His project and Sandburg's are alike in that Whitman focuses on some aspects of Americans but the difference is that while Whitman is setting up a mythology of the American Bard who speaks about America, Sandburg is instead exploring, expanding, and explaining the mythology of The People.

17

"'The people is a myth, an abstraction.'
And what myth would you put in place
of the people?
And what abstraction would you exchange
for this one?
And when has creative man not toiled
deep in myth?

....

'Precisely who and what is the people?'
Is this far off from asking what is grass?
what is salt? what is the sea? what is
loam?"(30)

Here Sandburg recognizes that there are metaphysical perplexities involved with his and Whitman's projects. He furthermore directly aligns his project with Whitman's by showing and creating a metaphorical connection between their two primary questions. They are tackling a similar question, but where Whitman uses nature metaphorically to represent much of what he is trying to figure out Sandburg shows us that he will not hide the subject his is talking about in this way.

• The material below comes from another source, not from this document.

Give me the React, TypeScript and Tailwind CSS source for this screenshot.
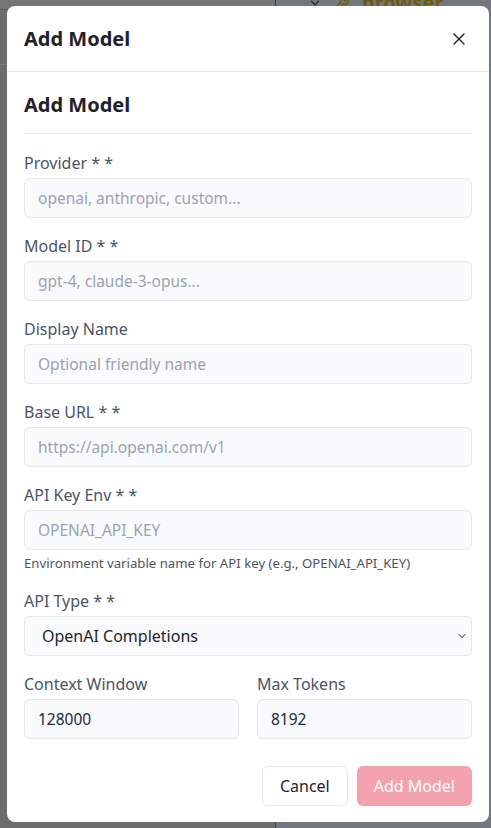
import { X, ChevronDown, Wrench } from 'lucide-react'

type Field = {
  label: string
  placeholder?: string
  value?: string
  hint?: string
}

const fields: Field[] = [
  { label: 'Provider * *', placeholder: 'openai, anthropic, custom...' },
  { label: 'Model ID * *', placeholder: 'gpt-4, claude-3-opus...' },
  { label: 'Display Name', placeholder: 'Optional friendly name' },
  { label: 'Base URL * *', placeholder: 'https://api.openai.com/v1' },
  {
    label: 'API Key Env * *',
    placeholder: 'OPENAI_API_KEY',
    hint: 'Environment variable name for API key (e.g., OPENAI_API_KEY)',
  },
]

const inputClass =
  'h-10 w-full rounded-md border border-[#e5e7eb] bg-[#f9fafb] px-[13px] text-[15.5px] text-[#1f2937] placeholder:text-[#9ca3af] outline-none'

function FormField({ label, placeholder, value, hint }: Field) {
  return (
    <div className="mb-4">
      <label className="mb-[3px] block text-[16px] leading-6 text-[#4b5563]">{label}</label>
      <input className={inputClass} placeholder={placeholder} defaultValue={value} />
      {hint && <p className="mt-[3px] text-[13.2px] leading-5 text-[#4b5563]">{hint}</p>}
    </div>
  )
}

export default function App() {
  return (
    <div
      className="relative h-[828px] w-full overflow-hidden bg-[#6c6c6c]"
      style={{ fontFamily: '"Noto Sans", "Open Sans", sans-serif' }}
    >
      {/* page underneath the overlay */}
      <div className="flex h-full">
        <div className="w-[276px] border-r border-[#3f3f3f]">
          <div className="h-[10px] border-b border-[#5e5e5e] bg-[#767676]" />
          <div className="mt-[54px] border-b border-[#7a7a7a]" />
        </div>
        <div className="flex-1 bg-[#737780]">
          <div className="-mt-[12px] flex items-center gap-3 pl-[32px]">
            <ChevronDown size={14} className="text-[#2a2a2a]" />
            <Wrench size={16} className="text-[#6e5a14]" />
            <span className="text-[20px] font-bold text-[#6e5a14]">browser</span>
          </div>
        </div>
      </div>

      {/* dialog */}
      <div className="absolute inset-0 pl-[7px] pt-[6px]">
        <div className="flex h-[816px] w-[482px] flex-col rounded-lg bg-white">
          <div className="flex h-[66px] items-center justify-between border-b border-[#e5e7eb] px-[17px]">
            <h1 className="text-[20px] font-bold text-[#1f2328]">Add Model</h1>
            <button className="mr-[3px] text-[#1f2328]">
              <X size={20} strokeWidth={1.6} />
            </button>
          </div>

          <div className="px-[17px] pt-[19px]">
            <h2 className="border-b border-[#e5e7eb] pb-[14px] text-[20px] font-bold leading-7 text-[#1f2328]">
              Add Model
            </h2>

            <div className="pt-[17px]">
              {fields.map((f) => (
                <FormField key={f.label} {...f} />
              ))}

              <div className="mb-4">
                <label className="mb-[3px] block text-[16px] leading-6 text-[#4b5563]">API Type * *</label>
                <div className="relative">
                  <select className="h-10 w-full appearance-none rounded-md border border-[#e5e7eb] bg-[#f9fafb] pl-[17px] text-[16px] text-[#1f2328] outline-none">
                    <option>OpenAI Completions</option>
                  </select>
                  <ChevronDown
                    size={12}
                    strokeWidth={2}
                    className="pointer-events-none absolute right-[4px] top-[14px] text-[#1f2328]"
                  />
                </div>
              </div>

              <div className="grid grid-cols-2 gap-[18px]">
                <div>
                  <label className="mb-[3px] block text-[16px] leading-6 text-[#4b5563]">Context Window</label>
                  <input className={inputClass} defaultValue="128000" />
                </div>
                <div>
                  <label className="mb-[3px] block text-[16px] leading-6 text-[#4b5563]">Max Tokens</label>
                  <input className={inputClass} defaultValue="8192" />
                </div>
              </div>

              <div className="mt-[27px] flex justify-end gap-[9px]">
                <button className="h-10 rounded-md border border-[#e5e7eb] bg-white px-[17px] text-[16px] text-[#1f2328]">
                  Cancel
                </button>
                <button className="h-10 rounded-md bg-[#f4a2ae] px-[17px] text-[16px] text-white">
                  Add Model
                </button>
              </div>
            </div>
          </div>
        </div>
      </div>
    </div>
  )
}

Sandburg understands that he is creating a mythology of the people or at least collecting the mythology of the people and showing it to us in his art form. Whitman was trying to create an institution of American poetry. Whitman was creating the figure of the American bard. Sandburg cannot recreate Whitman's project but understands the fundamental similarities between what they are trying to accomplish. Sandburg is conflicted. How does one make space for oneself in the cannon when you come to the realization that you are trying to figure out the same problem as a predecessor ( Harold Bloom has some interesting essays on this topic)?

Well you do what Sandburg has done, you recognize that previous work, and though you may love it, you reject it.

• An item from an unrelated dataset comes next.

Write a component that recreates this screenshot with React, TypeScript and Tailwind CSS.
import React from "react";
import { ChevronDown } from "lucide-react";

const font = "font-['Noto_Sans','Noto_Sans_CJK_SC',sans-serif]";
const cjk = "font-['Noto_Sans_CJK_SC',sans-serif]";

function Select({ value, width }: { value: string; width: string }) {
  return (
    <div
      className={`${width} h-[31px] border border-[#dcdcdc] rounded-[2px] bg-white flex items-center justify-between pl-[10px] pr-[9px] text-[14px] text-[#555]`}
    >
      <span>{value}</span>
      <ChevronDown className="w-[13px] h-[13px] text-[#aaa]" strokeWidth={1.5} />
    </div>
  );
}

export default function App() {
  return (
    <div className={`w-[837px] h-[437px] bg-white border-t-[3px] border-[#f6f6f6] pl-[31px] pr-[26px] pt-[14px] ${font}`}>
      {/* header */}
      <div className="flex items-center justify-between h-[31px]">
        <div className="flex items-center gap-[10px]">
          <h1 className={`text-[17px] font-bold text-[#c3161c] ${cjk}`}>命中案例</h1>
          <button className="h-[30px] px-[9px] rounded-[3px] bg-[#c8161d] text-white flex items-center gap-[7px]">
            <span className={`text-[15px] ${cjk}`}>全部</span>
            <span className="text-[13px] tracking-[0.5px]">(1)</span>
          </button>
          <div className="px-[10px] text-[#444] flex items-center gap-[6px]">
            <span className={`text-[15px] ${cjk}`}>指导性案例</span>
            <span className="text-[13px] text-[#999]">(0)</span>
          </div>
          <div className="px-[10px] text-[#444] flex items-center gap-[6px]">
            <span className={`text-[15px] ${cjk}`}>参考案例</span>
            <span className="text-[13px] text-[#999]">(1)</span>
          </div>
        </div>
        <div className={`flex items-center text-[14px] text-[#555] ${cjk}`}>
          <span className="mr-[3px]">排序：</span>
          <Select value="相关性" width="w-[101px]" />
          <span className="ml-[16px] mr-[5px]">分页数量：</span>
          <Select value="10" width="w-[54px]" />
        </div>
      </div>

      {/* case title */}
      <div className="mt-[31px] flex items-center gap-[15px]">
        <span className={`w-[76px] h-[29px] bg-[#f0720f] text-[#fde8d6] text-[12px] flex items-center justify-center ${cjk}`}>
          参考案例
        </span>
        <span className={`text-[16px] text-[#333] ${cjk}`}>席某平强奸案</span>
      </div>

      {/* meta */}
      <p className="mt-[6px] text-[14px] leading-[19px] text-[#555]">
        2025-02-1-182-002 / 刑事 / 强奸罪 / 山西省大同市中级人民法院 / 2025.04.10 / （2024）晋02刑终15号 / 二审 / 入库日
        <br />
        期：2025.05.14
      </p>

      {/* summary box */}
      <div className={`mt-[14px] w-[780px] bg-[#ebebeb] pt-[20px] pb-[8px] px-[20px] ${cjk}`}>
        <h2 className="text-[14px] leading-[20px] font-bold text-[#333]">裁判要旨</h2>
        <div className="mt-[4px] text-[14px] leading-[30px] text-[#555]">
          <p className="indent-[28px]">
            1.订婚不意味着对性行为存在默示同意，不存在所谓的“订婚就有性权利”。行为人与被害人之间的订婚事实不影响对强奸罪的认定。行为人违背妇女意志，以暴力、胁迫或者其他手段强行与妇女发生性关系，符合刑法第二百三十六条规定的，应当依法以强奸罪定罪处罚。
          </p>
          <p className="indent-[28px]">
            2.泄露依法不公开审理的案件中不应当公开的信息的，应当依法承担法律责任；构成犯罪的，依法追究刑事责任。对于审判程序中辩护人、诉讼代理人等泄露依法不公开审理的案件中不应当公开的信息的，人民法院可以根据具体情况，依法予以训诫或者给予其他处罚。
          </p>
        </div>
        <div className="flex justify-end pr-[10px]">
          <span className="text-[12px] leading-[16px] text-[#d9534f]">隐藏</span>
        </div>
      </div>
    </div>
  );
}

Whitman had told us that he wouldn't let his poetry have assets that rest like a curtain between us and him. Yet near eighty years later Sandburg shows us that some of Whitman's metaphors may indeed get in the way of us and him. The question about the grass may as well be a question about the people. We are the 29th bather and we are the people, yes.   Yet instead of writing to create the new American bard as Whitman had done, Sandburg writes for the people, and to show the people.

These are some ideas that aren't fully formed yet. Only more reading of each poet could truly fortify them. But from what i have read this is one of those things that seems to speak to me. I am not saying that Whitman never wrote for the people, or about them, but his intentions were slightly different than Sandburgs when it came to the people.

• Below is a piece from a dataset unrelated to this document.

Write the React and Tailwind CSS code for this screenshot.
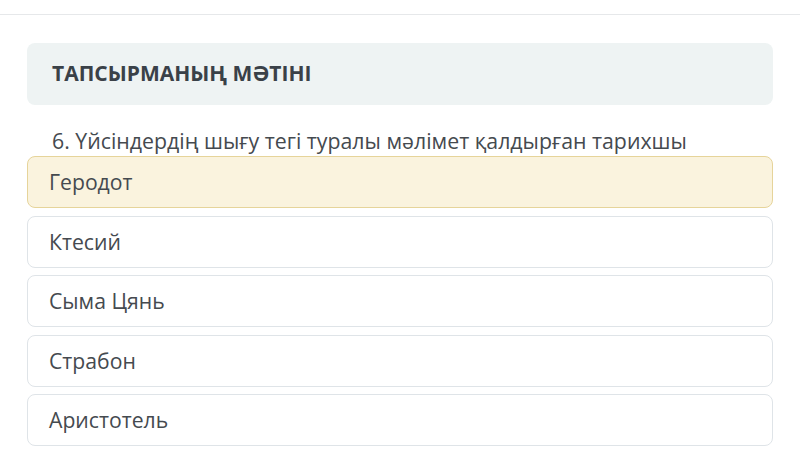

I'm sure i will eat my words on some of this or edit it at a later date but we shall see.

1 comment:

  1. Sandburg, like Whitman, definitely deserves a semester long class of his own. I feel like we could probably spend an entire class period just talking about ONE of the selections your group chose - his poems are that rich.

    Thanks for posting this. I, too, have many ideas that aren't quite "fully formed yet", and appreciate reading others' thoughts.

    I hope we get to discuss this connection/difference more in class tomorrow!